Rare and Resilient: Maya’s Journey with SMA
At 4 months old, Maya had not rolled over the way other babies do. Her mom, Gislane Lima, a nurse, knew something wasn’t right. Maya was referred to a neurologist. In the exam room, Gislane observed and listened as the doctors spoke to one another in hushed tones: “Classic symptoms of SMA” — an acronym she’d never heard. Outside, in the parking lot, in the harsh light of a Summer day, she Googled SMA. “It took my breath away,” she says.
SMA stands for spinal muscular atrophy, a rare gene defect that destroys motor neurons, the nerve cells that control movements like breathing and swallowing. In its severest form (type 1), it affects approximately 300 infants per year in the U.S., and until recently, for babies like Maya, there was little hope of survival.
Hope in the Form of a Clinical Trial
A week after the results came back confirming Maya’s SMA diagnosis, the Limas were on a plane to Italy, so Maya could undergo lifesaving gene therapy. The U.S. clinical trial sites were closed for enrollment, but there were still a few international trial sites recruiting patients. Fortunately, Maya met the requirements and was accepted into the trial.
In September of 2018, five days shy of her six-month birthday, she received a single-dose infusion of gene therapy, delivering a functional copy of the SMN1 gene to her cells. “We start seeing improvement pretty soon afterwards…within weeks,” says Gislane.
The Limas remained in Italy for 15 months for follow-up by the clinical trial team. The family’s final trip to Europe was in September 2019, just a few months shy of the pandemic shutdown.
Big Steps Forward — and Bracing — for Maya
Although gene therapy spares the motor neurons from continuing to die off, it cannot repair the damage already done. Upon returning home from Italy, Maya was referred to Ksenia Major, orthotist and clinical director at Boston O&P of Richmond, to be fitted for specialized medical equipment to help support her muscle weakness and prevent her spine curvature from worsening.
Maya was fitted for an ankle-foot orthoses (AFOs) to help stabilize her feet, a hip-knee-ankle-foot orthosis (HKAFOs) to addresses muscle weakness and instability in her hip knees and ankles, and a soft spinal orthosis (SSO) to cast her spine into a straighter position.
“Our entire team loves a day when Maya comes to visit,” Ksenia says. “She lights up the whole office with her singing, cruising and smiles. There are no limits for Maya. The minute we fit a brace we are immediately thinking how we can improve it the next go around.”
Gislane values the relationship she has built with Ksenia. “We just connected. She always comes up with different bracing ideas for Maya. And all the orthotics give her the ability to emulate things a typical kid would do — like standing.”

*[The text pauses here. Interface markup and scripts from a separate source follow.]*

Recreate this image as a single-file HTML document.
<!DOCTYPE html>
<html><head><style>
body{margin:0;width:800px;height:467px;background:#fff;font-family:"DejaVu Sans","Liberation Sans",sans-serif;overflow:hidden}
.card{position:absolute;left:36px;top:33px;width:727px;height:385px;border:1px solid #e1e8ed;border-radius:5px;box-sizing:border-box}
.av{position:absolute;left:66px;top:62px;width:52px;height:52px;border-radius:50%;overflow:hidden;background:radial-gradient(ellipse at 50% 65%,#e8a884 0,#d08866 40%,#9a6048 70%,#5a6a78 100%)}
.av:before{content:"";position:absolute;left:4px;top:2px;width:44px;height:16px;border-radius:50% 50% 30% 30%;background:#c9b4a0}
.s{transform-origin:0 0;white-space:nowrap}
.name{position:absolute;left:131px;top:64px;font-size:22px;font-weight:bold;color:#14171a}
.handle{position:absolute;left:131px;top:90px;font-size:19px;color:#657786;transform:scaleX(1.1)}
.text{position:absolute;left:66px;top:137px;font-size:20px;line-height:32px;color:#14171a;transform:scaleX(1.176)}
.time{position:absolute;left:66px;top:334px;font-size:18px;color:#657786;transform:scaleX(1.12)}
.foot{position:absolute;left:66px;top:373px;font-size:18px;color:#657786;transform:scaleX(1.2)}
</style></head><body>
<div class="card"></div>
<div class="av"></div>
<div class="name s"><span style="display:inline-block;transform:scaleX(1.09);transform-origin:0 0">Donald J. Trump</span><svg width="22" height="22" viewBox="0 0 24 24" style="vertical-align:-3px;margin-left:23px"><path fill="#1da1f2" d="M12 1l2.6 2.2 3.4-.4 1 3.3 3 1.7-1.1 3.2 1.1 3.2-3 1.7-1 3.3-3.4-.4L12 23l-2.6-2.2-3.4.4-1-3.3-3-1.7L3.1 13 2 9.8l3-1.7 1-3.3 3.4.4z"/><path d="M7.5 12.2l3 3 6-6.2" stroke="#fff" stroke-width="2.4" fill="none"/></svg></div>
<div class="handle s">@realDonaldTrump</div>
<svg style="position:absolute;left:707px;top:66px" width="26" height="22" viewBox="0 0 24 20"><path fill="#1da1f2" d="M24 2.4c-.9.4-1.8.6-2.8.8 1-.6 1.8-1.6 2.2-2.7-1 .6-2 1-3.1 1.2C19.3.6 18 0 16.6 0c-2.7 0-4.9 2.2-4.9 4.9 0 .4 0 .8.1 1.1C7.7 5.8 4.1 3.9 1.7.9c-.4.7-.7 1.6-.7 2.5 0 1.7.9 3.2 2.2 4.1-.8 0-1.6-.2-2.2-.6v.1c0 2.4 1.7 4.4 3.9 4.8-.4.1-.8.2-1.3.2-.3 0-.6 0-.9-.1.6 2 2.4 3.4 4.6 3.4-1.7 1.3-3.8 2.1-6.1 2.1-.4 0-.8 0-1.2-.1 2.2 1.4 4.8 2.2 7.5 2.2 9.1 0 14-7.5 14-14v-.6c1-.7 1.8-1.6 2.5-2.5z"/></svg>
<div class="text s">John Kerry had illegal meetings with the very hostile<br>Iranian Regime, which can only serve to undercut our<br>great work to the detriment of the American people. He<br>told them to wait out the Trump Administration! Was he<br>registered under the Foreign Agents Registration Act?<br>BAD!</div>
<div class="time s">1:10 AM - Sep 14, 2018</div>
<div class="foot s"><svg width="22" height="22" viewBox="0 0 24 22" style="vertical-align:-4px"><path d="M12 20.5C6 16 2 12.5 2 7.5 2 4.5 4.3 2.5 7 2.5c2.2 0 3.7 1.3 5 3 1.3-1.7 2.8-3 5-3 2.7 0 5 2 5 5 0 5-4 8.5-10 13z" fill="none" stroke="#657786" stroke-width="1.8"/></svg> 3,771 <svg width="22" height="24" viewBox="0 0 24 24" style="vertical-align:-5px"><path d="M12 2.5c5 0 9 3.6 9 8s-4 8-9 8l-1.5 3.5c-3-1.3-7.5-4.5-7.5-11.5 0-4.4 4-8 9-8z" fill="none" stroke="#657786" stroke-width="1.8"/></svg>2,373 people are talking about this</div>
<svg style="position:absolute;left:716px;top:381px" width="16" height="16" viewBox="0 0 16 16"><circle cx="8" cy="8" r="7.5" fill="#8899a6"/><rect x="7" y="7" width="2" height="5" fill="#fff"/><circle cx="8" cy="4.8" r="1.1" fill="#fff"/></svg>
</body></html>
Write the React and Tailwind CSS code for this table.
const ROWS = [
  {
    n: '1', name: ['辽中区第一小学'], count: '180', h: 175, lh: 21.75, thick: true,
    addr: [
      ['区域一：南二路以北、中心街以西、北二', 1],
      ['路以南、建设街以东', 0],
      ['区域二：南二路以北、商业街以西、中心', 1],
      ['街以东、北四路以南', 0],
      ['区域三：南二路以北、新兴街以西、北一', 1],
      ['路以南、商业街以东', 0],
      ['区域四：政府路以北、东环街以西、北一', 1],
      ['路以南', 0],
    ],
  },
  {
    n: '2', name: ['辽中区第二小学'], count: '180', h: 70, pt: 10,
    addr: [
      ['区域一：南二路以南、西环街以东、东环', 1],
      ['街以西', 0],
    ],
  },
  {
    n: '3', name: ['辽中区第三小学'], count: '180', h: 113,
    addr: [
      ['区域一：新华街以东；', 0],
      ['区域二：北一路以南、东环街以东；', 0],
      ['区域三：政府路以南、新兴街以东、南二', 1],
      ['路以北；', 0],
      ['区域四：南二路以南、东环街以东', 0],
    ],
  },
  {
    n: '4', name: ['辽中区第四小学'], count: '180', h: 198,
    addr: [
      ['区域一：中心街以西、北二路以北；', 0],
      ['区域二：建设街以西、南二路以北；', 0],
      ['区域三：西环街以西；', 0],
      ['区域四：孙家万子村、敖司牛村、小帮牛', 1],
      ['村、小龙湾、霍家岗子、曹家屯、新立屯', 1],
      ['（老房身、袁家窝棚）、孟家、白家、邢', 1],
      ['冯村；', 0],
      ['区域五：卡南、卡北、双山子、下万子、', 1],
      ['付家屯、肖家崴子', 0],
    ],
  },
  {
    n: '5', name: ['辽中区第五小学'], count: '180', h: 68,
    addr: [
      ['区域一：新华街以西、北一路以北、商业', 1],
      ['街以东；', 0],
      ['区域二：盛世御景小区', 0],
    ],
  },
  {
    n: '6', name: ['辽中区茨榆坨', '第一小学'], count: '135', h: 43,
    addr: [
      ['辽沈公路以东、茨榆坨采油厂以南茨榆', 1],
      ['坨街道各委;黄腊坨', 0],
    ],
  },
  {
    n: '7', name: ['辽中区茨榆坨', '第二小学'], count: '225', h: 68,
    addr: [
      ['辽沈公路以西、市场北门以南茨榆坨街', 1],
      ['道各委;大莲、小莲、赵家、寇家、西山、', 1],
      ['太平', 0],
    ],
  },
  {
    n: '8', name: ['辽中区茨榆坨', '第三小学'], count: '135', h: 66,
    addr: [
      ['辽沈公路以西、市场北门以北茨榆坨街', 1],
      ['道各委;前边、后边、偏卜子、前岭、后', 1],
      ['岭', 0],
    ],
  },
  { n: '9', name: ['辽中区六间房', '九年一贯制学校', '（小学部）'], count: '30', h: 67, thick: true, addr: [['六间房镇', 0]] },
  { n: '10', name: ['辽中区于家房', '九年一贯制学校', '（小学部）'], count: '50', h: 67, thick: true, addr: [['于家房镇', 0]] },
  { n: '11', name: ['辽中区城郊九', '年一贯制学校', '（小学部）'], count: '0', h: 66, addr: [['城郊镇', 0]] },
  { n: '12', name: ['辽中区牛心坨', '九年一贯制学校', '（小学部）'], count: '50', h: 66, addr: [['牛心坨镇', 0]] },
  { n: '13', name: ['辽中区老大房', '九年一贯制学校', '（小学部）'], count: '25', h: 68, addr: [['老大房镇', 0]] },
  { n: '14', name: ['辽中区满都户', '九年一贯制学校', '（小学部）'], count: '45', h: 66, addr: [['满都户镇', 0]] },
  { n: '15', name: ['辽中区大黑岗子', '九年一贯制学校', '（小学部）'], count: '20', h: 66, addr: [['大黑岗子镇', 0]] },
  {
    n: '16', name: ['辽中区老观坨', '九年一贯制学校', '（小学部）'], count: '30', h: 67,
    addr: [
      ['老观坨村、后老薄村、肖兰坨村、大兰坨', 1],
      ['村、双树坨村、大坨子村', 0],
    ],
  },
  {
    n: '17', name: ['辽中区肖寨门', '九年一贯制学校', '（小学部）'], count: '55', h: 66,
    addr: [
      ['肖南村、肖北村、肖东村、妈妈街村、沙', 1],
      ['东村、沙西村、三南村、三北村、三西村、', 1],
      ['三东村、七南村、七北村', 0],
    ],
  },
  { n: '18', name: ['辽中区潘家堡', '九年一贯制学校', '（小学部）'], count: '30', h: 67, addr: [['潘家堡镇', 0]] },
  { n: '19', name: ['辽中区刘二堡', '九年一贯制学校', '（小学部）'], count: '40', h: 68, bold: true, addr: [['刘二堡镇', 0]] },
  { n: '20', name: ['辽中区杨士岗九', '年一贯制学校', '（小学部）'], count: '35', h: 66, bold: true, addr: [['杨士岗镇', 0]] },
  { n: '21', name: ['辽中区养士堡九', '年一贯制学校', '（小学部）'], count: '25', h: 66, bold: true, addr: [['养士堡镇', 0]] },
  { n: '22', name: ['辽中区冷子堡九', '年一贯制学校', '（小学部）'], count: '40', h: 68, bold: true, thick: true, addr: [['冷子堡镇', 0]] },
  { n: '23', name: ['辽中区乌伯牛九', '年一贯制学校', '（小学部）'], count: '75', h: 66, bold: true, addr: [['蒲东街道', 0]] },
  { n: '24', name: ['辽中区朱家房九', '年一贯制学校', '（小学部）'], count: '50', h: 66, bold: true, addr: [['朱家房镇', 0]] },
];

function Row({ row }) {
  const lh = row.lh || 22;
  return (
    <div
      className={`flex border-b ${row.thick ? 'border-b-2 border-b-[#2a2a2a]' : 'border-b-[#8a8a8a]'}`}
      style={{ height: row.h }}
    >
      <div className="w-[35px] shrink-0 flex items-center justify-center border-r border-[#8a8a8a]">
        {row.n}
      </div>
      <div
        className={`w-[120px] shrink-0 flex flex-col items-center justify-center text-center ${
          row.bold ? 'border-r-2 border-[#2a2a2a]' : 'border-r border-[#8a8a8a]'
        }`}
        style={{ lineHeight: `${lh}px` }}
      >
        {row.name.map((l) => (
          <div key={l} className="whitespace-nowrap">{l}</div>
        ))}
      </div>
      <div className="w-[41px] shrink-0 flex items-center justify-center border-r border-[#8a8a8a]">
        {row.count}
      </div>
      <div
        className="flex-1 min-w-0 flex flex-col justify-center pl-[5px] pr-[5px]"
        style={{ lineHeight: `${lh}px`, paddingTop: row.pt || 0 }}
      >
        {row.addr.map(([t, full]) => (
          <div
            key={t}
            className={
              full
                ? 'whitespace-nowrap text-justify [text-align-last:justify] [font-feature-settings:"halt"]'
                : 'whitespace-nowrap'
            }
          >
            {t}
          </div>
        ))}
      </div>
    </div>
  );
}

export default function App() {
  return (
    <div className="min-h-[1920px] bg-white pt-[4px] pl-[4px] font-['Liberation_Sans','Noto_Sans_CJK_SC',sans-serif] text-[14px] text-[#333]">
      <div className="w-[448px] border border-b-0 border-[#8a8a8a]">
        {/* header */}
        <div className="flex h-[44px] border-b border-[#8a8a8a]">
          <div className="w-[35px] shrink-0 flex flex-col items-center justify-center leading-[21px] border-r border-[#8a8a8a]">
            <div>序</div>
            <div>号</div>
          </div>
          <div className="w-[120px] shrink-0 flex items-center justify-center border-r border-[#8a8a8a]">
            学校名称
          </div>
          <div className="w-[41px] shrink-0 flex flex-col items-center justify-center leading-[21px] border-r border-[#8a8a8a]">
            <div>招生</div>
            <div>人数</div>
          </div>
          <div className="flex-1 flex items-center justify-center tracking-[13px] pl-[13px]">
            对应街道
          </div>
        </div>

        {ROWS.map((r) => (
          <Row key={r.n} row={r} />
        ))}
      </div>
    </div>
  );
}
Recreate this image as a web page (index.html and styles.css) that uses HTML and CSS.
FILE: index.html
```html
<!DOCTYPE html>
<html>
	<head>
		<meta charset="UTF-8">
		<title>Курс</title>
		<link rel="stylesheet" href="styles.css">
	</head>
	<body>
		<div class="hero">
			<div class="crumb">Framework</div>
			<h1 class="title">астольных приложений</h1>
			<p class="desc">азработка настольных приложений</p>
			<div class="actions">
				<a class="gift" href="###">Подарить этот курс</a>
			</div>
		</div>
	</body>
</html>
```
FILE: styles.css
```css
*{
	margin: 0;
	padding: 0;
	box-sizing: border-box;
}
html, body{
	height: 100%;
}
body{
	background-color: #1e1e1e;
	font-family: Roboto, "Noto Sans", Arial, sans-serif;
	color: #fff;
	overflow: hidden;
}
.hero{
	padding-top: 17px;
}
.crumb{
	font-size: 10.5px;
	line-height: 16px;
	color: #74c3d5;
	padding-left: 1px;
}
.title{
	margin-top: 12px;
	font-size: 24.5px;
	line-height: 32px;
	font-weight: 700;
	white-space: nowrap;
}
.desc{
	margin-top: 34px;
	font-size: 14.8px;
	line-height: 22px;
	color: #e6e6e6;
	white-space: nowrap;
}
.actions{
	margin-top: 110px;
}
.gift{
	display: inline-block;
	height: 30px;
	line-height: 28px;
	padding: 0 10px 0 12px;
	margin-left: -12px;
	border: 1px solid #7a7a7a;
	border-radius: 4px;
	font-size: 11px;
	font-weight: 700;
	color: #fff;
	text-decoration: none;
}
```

With the HKAFOs, the Limas were able to see their daughter stand for the first time. “It was really an emotional moment, she says. My little girl standing up. Kids with SMA type 1 don't usually stand. Being able to see her in that position was really meaningful to us.”
As she grows, her orthoses will continue to change, modifications will be made and different equipment will be added and taken away. “I don't think we currently have one piece of equipment exactly like the previous one,” Gislane says.
She finds comfort in knowing that Ksenia will always listen to her concerns and is accepting of her ideas. “She’s definitely a critical member of Maya’s care team.”